General information
- Type: office
- Location: Jakarta, Indonesia, Jalan Jenderal Gatot Subroto, Kav-52
- Construction started: 2012
- Completed: 2017
- Owner: Graha Sarana Duta dba TelkomProperty (Telkom Indonesia)

Height
- Architectural: 220 m (720 ft)
- Tip: 202.2 m

Technical details
- Floor count: 52 floors x 1 21 floors x 1 16 floors x 1
- Floor area: 115,500 m² / 1,243,232 ft²

Design and construction
- Architects: Woods Bagot Pandega Desain Weharima (PDW)
- Structural engineer: PT Haerte Widya Consultant
- Main contractor: PT Adhi Karya Tbk

= Telkom Landmark Complex =

Office tower complex in Jakarta, Indonesia

Telkom Landmark Complex or The Telkom Hub is an office complex of three high-rise building in Jakarta, Indonesia.
The oldest of the building is known as Graha Merah Putih. The other two buildings are named as Telkom Landmark Tower and Telkomsel Smart Office.

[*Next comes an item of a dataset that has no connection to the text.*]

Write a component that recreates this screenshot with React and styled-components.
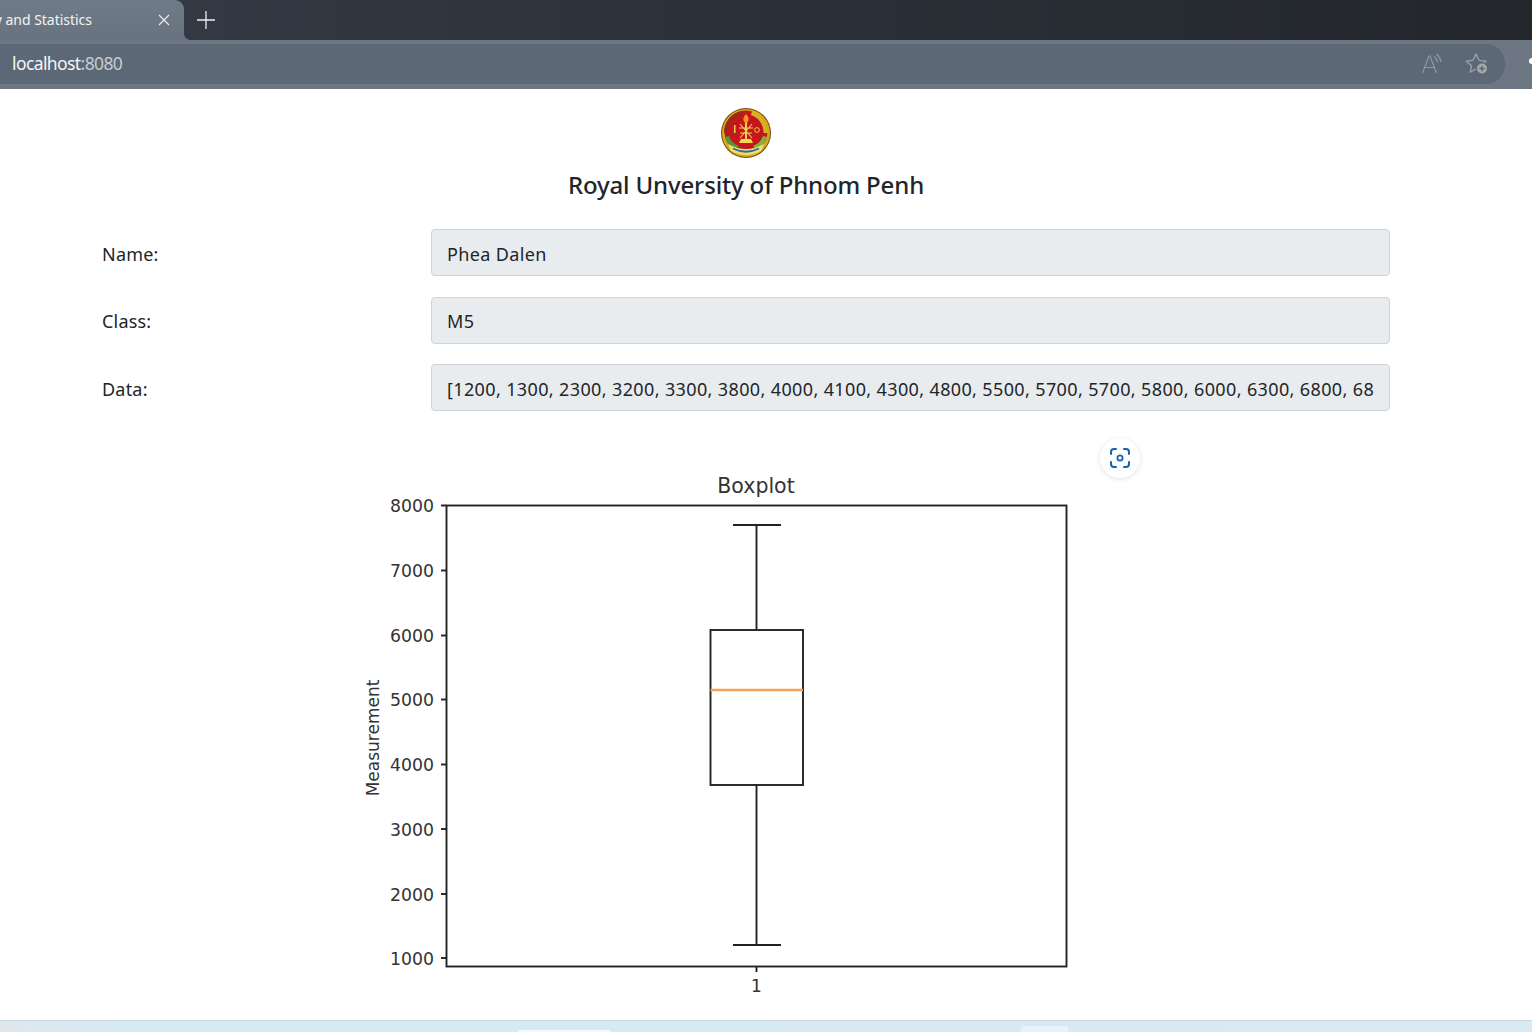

The complex is built as a digital hub for developing digital entrepreneurs, digital infrastructure and solutions, digital innovation culture, social and technology education centers, digital customer care service as well as a smart mosque. The complex has a wide array of amenities including food and beverage court, auditorium, retail space, a fitness center, and a mosque.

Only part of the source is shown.